TOKYO, JAPAN — Japanese Prime Minister Fumio Kishida said Wednesday he would hold talks with US President Joe Biden at the White House on January 13, and would also visit other G7 allies this month.

The visit will be Kishida’s first trip to the US capital since taking office in October 2021, though he has held talks with Biden several times, including in Japan.

Japan is assuming the presidency of the G7 grouping and Kishida said he also planned to visit members France, Italy, Canada and Britain this month.

He said the meeting with Biden would be “extremely important” and demonstrate “the strengthening Japan-US alliance”.

The White House said in an earlier statement the trip would “further deepen ties between our governments, economies, and our people”.

The two leaders are expected to discuss regional security challenges, including North Korea and China, as well as Russia’s invasion of Ukraine and ways to address climate change.

Kishida said he would also raise Japan’s bolstered defence policy.
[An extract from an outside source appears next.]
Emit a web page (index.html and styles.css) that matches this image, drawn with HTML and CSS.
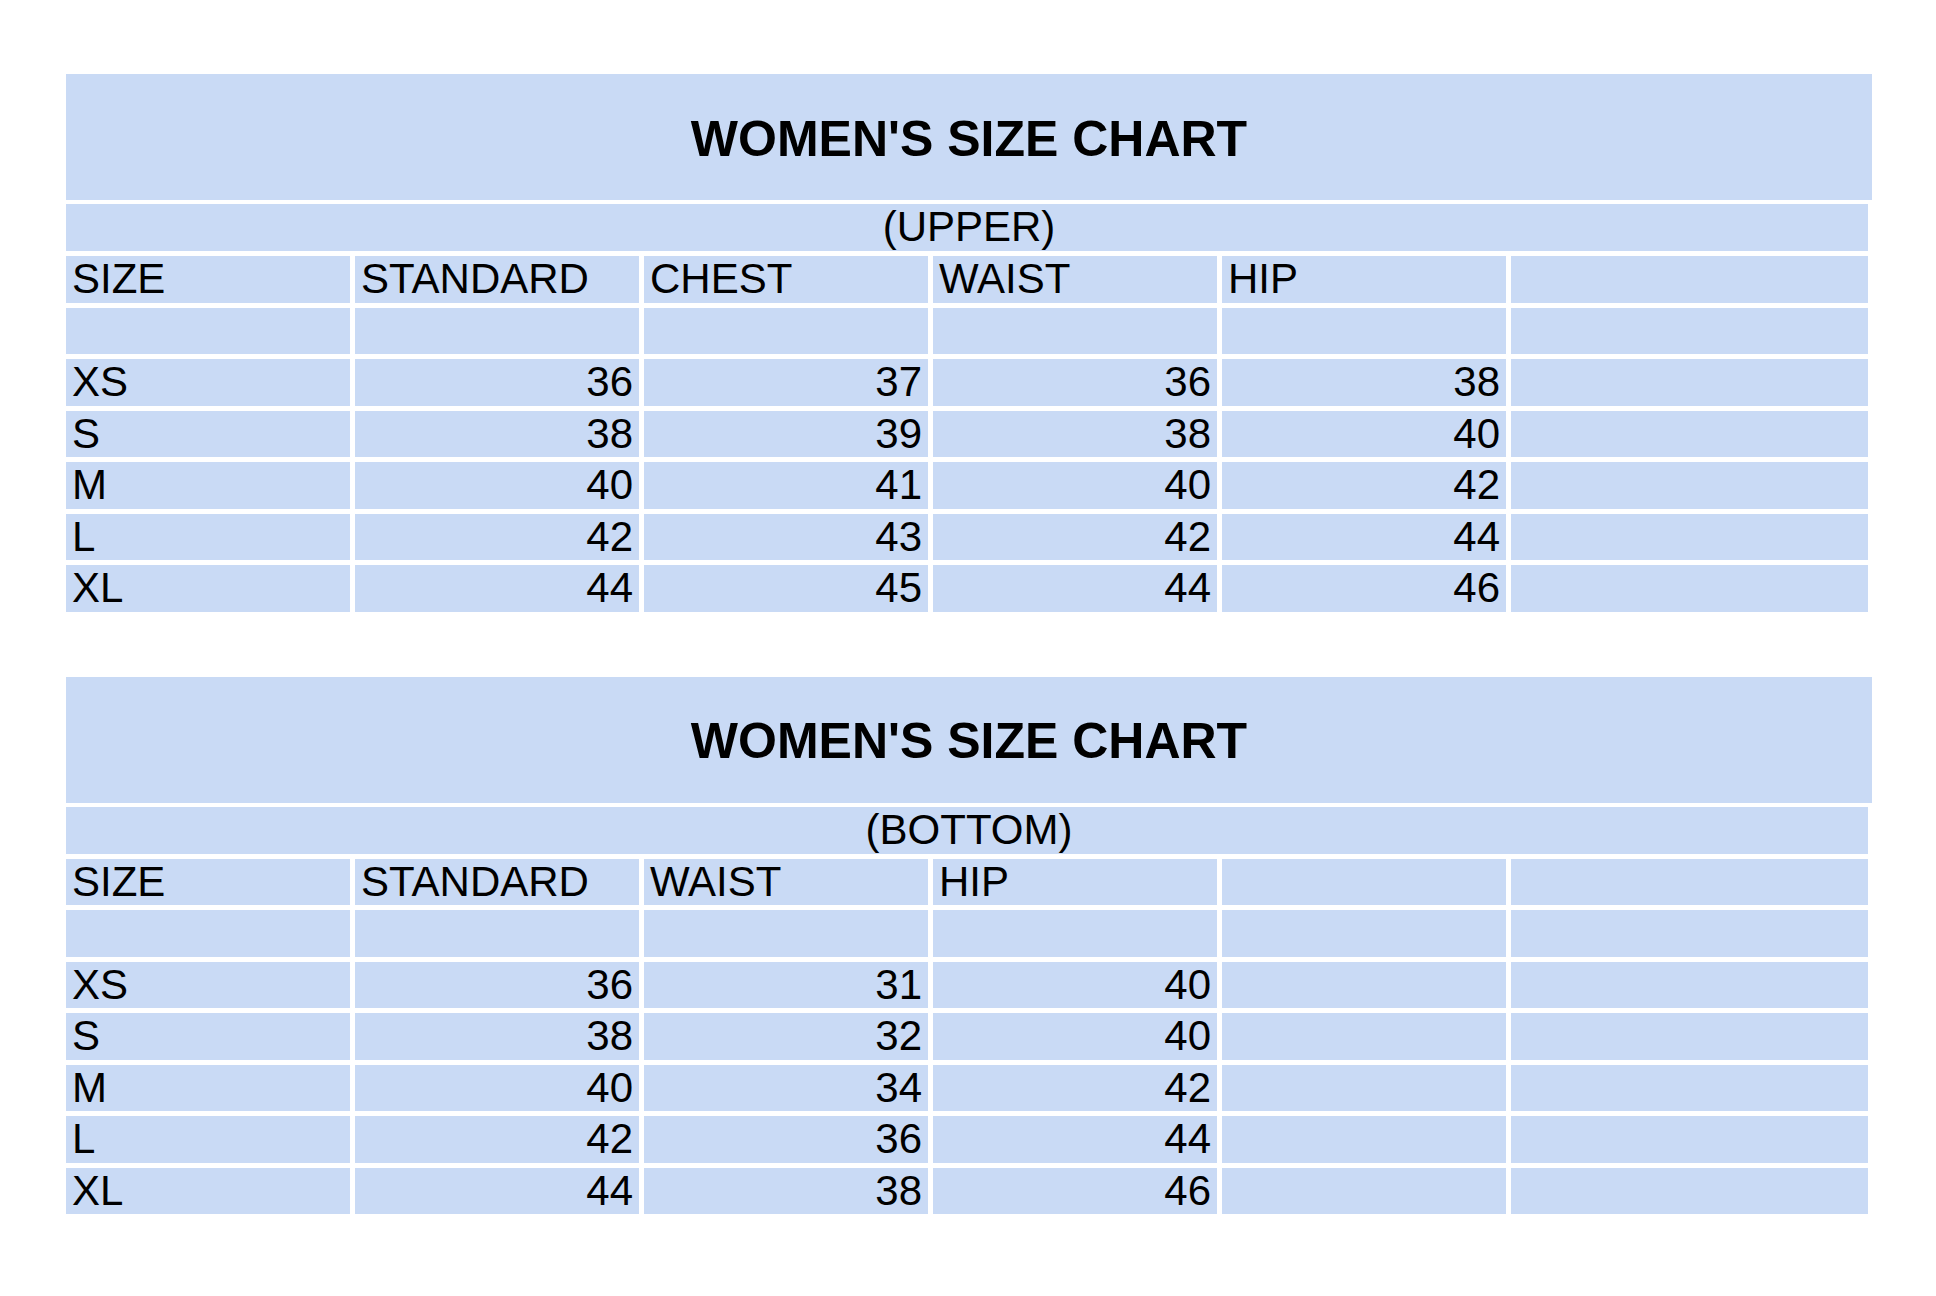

Japan’s government approved a major defence policy overhaul last month, including a significant spending hike, as it warned China posed the “greatest strategic challenge ever” to its security.

In its largest defence shake-up in decades, Japan vowed to increase security spending to two percent of GDP by 2027, reshape its military command, and acquire new missiles that can strike far-flung enemy launch sites.

Before arriving in Washington, Kishida will start his diplomatic journey in Paris on January 9, followed by stops in Rome, London and Ottawa.

Kishida will host the G7 leaders summit in Hiroshima in May and wants to put achieving a world free of nuclear weapons on the international agenda.

He said he expected the G7 to reaffirm support for Ukraine but also to display “solidarity with the rest of the world” and engage the “global south” on issues such as climate change and food and energy crises.